Michael Cohen, Trump’s former fixer, described the effort to keep Trump’s records hidden despite Trump’s attacks against Obama in his opening statement to the House Oversight Committee last week. Cohen said he’d provided the committee with, among other things, “copies of a letter I sent at Mr. Trump’s direction threatening these schools with civil and criminal actions if Mr. Trump’s grades or SAT scores were ever disclosed without his permission.”

Cohen noted in the statement, “The irony wasn’t lost on me at the time that Mr. Trump in 2011 had strongly criticized President Obama for not releasing his grades.” (Trump told the Post in 2016: “I’m not letting you look at anything … Why would I let you look at my records? You’re doing a lousy story.”)

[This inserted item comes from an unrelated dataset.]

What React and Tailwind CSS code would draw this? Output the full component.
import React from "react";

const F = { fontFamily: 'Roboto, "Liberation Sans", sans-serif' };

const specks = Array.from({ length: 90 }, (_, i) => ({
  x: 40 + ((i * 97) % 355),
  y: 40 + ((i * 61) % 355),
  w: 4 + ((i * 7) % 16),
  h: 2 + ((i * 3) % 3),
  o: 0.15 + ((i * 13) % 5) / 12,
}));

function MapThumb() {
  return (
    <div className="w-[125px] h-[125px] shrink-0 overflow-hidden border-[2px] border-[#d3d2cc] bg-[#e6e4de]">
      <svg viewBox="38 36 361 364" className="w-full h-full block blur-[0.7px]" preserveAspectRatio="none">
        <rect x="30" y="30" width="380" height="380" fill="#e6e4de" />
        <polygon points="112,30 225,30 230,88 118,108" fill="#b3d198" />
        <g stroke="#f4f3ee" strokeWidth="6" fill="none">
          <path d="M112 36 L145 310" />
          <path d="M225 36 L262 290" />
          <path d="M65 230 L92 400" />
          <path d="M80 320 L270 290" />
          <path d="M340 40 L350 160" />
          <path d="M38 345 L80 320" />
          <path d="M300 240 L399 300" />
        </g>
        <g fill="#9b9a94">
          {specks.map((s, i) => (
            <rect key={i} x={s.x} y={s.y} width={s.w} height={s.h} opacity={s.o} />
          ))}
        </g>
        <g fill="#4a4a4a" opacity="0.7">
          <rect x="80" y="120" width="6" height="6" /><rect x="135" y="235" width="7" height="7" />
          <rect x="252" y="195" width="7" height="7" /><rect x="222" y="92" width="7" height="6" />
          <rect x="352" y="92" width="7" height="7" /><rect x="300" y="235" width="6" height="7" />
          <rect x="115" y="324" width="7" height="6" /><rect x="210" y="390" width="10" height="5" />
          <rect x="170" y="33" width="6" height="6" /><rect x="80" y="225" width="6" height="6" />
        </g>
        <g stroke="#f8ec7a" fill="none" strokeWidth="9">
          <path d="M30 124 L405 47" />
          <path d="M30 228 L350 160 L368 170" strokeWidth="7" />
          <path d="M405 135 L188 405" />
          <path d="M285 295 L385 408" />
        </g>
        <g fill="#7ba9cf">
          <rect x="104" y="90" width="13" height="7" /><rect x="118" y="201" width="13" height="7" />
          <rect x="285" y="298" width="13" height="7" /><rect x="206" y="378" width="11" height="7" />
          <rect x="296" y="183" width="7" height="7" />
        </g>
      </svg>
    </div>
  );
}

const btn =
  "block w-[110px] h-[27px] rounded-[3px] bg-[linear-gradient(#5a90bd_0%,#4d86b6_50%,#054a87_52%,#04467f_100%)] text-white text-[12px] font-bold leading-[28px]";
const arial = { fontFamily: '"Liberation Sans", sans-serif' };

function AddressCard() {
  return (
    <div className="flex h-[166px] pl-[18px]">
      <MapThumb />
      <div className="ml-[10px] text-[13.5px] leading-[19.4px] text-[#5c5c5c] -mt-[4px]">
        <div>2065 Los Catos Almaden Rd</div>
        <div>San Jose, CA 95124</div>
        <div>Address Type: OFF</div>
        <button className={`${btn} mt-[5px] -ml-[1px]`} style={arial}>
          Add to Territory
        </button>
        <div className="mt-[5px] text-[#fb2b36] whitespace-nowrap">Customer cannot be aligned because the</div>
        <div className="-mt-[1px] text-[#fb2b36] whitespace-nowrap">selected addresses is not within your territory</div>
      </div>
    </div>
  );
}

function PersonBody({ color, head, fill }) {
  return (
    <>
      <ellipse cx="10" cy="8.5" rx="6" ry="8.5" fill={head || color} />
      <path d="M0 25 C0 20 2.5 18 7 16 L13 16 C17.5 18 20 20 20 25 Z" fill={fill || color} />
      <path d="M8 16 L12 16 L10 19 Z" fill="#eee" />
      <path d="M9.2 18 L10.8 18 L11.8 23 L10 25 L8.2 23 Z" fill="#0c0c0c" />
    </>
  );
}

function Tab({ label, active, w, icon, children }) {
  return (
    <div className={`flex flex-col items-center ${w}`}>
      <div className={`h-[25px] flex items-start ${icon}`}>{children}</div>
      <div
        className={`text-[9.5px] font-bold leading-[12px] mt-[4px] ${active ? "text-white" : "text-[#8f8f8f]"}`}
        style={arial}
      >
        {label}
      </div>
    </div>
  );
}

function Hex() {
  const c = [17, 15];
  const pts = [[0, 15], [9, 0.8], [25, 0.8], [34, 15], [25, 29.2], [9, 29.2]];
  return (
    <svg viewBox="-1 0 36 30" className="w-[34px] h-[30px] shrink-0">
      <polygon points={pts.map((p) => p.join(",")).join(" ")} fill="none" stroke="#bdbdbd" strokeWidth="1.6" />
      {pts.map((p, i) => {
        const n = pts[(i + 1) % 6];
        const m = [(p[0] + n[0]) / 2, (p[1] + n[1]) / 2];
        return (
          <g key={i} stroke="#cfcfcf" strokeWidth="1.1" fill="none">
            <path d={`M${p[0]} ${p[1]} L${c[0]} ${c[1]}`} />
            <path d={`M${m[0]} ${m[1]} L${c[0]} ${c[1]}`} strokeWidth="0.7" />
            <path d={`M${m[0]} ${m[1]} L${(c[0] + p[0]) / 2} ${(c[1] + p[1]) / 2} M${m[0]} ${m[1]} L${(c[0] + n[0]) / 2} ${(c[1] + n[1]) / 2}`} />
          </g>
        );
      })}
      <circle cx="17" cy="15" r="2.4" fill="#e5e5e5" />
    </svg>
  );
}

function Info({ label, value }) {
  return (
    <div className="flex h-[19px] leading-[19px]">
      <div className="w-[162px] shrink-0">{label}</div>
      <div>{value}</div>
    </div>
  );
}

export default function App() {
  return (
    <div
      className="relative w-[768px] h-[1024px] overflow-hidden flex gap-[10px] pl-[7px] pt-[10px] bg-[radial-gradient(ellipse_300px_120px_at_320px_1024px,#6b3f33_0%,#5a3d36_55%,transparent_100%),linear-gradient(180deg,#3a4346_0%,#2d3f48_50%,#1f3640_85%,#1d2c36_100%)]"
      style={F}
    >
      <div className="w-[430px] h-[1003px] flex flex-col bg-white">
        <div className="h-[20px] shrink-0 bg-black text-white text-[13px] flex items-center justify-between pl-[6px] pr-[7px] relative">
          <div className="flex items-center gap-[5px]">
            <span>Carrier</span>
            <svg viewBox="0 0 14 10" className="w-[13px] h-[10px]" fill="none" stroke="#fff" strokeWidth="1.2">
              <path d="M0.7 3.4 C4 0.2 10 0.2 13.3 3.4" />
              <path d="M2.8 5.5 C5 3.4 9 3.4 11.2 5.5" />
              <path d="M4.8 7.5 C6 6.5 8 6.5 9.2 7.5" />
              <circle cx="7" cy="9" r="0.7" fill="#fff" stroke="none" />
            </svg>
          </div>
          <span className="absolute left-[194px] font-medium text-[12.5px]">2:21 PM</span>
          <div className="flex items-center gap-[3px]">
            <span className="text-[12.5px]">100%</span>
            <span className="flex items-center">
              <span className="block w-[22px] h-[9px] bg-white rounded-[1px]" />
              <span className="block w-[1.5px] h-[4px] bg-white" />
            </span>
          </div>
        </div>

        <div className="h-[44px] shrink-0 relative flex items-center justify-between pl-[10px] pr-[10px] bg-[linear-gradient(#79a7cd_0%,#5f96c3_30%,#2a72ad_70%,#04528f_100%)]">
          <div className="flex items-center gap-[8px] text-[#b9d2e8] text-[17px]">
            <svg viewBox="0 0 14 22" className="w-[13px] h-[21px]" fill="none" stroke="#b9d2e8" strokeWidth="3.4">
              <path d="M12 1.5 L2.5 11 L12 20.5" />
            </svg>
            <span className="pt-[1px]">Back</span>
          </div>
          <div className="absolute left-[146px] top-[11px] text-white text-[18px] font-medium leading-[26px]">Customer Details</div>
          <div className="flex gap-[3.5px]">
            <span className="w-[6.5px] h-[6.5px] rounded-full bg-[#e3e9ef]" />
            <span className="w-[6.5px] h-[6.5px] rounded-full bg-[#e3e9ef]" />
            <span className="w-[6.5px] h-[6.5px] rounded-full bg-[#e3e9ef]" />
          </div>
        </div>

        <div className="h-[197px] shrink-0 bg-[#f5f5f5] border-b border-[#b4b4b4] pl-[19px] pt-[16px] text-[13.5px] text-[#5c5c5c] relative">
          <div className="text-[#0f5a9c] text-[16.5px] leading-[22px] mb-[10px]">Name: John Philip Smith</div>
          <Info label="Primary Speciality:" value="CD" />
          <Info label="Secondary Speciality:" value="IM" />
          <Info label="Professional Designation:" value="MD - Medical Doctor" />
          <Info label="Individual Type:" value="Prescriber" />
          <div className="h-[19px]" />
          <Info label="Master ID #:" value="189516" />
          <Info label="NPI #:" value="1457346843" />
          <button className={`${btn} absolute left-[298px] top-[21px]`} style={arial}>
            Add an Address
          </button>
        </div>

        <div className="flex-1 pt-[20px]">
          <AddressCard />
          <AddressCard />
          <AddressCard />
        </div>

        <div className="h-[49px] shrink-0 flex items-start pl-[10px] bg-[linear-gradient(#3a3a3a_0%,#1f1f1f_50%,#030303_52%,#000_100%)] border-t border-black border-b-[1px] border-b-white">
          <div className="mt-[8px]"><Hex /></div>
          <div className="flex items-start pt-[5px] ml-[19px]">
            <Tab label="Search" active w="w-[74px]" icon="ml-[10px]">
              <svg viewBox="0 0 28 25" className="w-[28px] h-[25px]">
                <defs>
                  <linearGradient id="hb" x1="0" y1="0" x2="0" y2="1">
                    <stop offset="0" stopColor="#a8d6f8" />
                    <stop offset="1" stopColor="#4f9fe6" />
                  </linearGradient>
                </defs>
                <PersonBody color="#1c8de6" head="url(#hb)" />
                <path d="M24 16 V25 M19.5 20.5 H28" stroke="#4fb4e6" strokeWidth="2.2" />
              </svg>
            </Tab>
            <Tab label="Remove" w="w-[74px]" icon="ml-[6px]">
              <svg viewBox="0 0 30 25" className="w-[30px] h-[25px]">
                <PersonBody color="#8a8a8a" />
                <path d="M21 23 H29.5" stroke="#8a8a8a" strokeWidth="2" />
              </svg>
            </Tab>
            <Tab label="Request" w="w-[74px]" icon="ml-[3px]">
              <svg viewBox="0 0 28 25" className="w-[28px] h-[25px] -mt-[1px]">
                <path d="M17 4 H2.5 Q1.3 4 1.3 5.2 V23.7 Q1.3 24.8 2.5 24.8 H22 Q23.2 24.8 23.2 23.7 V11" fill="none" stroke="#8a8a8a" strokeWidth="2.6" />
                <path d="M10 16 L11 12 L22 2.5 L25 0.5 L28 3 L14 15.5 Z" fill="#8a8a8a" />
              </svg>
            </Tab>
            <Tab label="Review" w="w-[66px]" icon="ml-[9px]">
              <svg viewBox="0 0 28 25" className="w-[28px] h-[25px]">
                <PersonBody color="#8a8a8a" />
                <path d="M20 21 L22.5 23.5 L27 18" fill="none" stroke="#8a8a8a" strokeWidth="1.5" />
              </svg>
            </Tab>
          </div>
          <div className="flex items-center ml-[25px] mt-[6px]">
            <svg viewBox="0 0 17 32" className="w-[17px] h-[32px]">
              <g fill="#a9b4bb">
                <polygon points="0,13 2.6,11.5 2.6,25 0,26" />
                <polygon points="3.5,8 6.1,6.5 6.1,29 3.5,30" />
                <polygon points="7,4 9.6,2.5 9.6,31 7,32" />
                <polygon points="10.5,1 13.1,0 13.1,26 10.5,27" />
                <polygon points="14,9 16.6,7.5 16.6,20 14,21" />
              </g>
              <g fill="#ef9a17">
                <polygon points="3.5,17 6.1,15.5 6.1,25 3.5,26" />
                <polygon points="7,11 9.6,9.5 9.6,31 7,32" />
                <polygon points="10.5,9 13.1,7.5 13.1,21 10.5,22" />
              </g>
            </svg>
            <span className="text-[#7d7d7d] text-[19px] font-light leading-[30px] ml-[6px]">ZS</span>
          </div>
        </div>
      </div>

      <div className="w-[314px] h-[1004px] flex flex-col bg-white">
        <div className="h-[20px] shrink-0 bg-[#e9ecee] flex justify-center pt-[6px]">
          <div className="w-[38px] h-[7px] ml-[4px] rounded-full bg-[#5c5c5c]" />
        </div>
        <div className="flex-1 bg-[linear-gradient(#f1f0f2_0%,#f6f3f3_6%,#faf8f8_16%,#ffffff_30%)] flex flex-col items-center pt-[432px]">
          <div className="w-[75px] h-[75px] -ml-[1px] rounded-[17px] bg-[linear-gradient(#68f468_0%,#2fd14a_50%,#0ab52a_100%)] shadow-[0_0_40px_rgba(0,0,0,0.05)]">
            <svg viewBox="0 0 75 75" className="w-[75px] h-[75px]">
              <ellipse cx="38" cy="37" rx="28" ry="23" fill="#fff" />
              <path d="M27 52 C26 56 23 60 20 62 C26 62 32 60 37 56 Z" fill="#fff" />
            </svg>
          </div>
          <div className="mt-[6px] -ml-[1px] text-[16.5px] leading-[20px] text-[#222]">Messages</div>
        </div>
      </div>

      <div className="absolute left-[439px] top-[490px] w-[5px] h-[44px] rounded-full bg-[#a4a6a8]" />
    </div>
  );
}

Evan Jones, the headmaster of the New York Military Academy at the time Cohen sent the letters, told The Washington Post in an article published Tuesday that the school’s superintendent “came to me in a panic because he had been accosted by prominent, wealthy alumni of the school who were Mr. Trump’s friends,” who wanted the transcripts kept private.

The superintendent, Jones recalled, told him, “‘You need to go grab that record and deliver it to me because I need to deliver it to them.’”

The superintendent, Jeffrey Coverdale, confirmed as much to the Post, but said instead of handing over the records to Trump’s friends, he “moved them elsewhere on campus where they could not be released.”

Neither former NYMA official shared Trump’s records with the Post. Jones told the Post that he didn’t know whether the request from Trump’s friends actually originated with Cohen.

“I don’t want to get into anything with these guys,” Coverdale told the Post, referring to the people he said had asked for Trump’s records. “You have to understand, these were millionaires and multimillionaires on the board, and the school was going through some troubles. But to hear, ‘You will deliver them to us?’ That doesn’t happen. This was highly unusual.”